= Alien space bats =

Implausible plot device in fiction

"Alien space bats" ("ASBs") is a neologism for plot devices used in alternate history to mean an implausible point of divergence.

==Definition==
"Alien space bats" was originally used as a sarcastic attack on poorly written alternate histories seen as being implausible. The attacks are usually phrased as the need for "alien space bats" or by saying that the alternate history has gone into "ASB territory". The term eventually evolved into a reference to deus ex machina to create an impossible point of divergence. Examples include changes to the physical laws of nature, time travel, and advanced aliens interfering in human affairs. An example of the last change is Harry Turtledove's Worldwar series.

==History==
The term "alien space bats" was coined and popularized in the Usenet group "soc.history.what-if" in 1998. Alison Brooks (1959–2002), credited as the creator of the term, used it to debunk the possibility of a successful Operation Sea Lion by saying that Nazi Germany could successfully invade the United Kingdom across the English Channel only if they had the help of alien space bats. Brooks regretted the use of the ASBs as a supernatural agency and preferred to restrict them to rhetoric.

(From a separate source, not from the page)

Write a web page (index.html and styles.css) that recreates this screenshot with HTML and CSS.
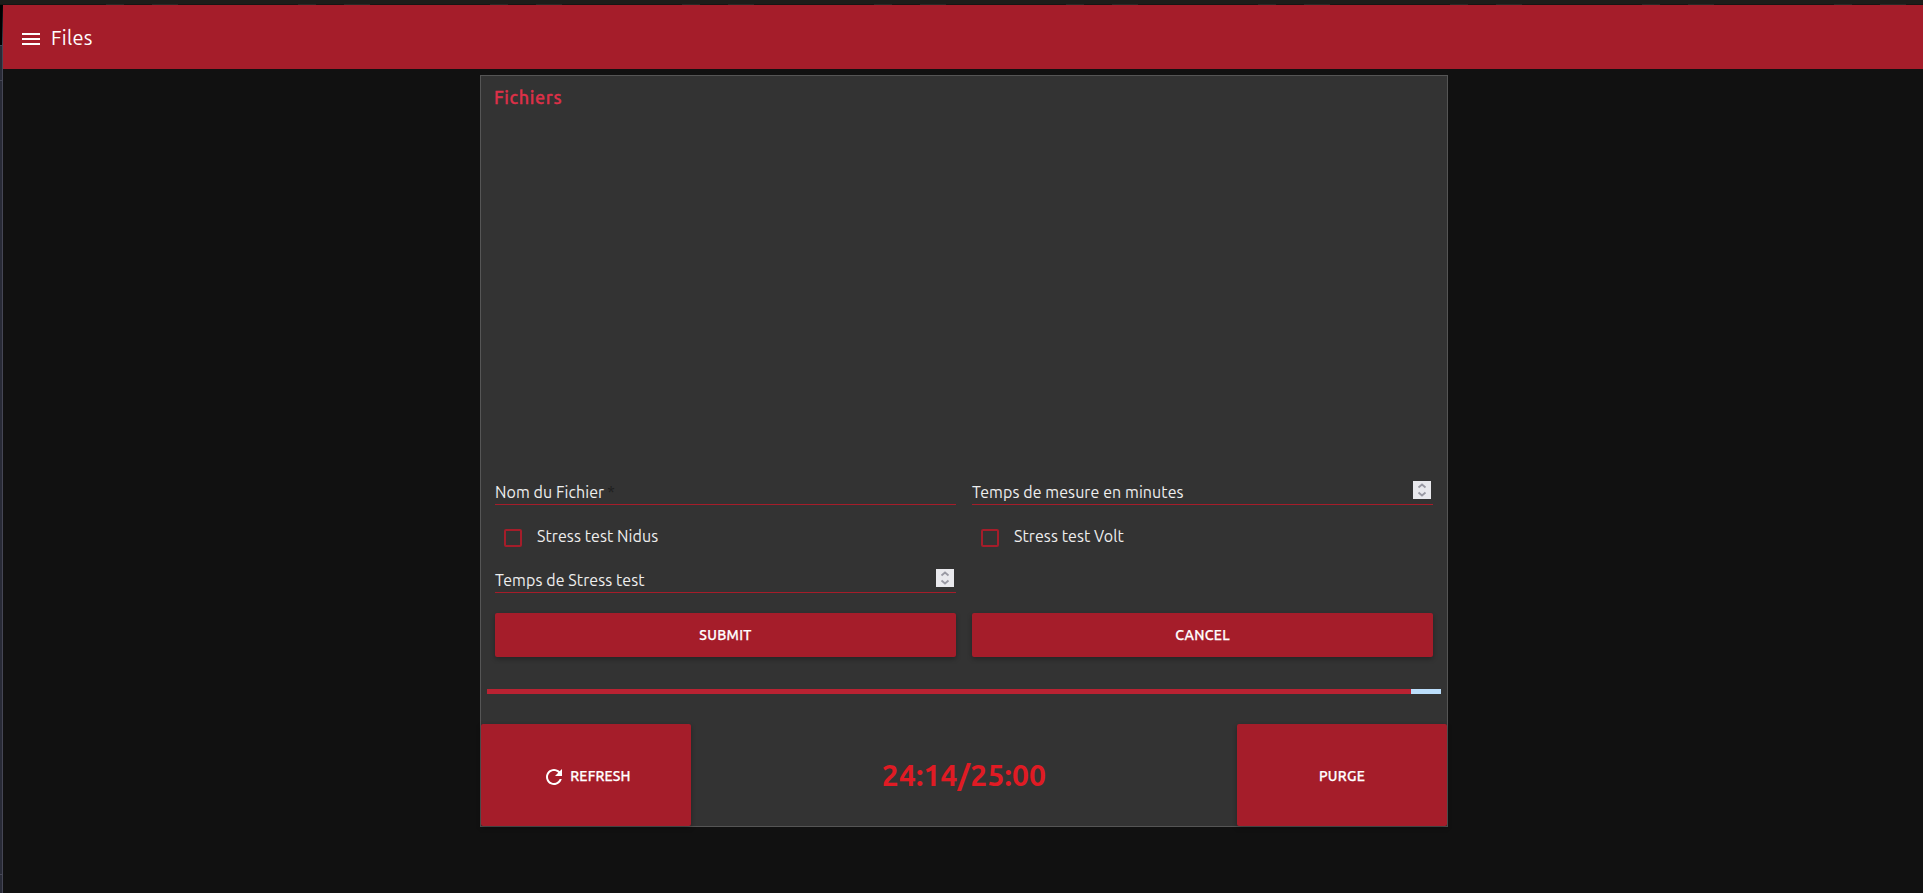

S. M. Stirling credited Brooks with creating the term in the acknowledgments section of Dies the Fire in which he changed the laws of physics and also used the plot device to send Nantucket back in time in Island in the Sea of Time. One character throughout Dies the Fire and its sequels believes the change to the laws of nature to have been done by an advanced alien race because the changes were finely tailored and refers to the race as alien space bats. In a review of Dies the Fire, Dale Cozort addressed the perceived implausibility of the novel by saying, "Just say to yourself, 'The elder gods or alien space bats took our toys away and that’s all there is to it.'" Paul Di Filippo often uses the term in reviewing the series. The term also appeared in John Birmingham's 2008 novel Without Warning.

==In popular culture==
- In Ken MacLeod's Learning the World, alien space bats actually appear as characters in the novel as an in-joke.
- The gaming magazine Pyramid published an article describing how someone could play as an alien space bat in a role-playing game.
- In Failbetter Games' browser game Fallen London, Victorian-era London is stolen by alien bats from space, though the creators said that this was a coincidence.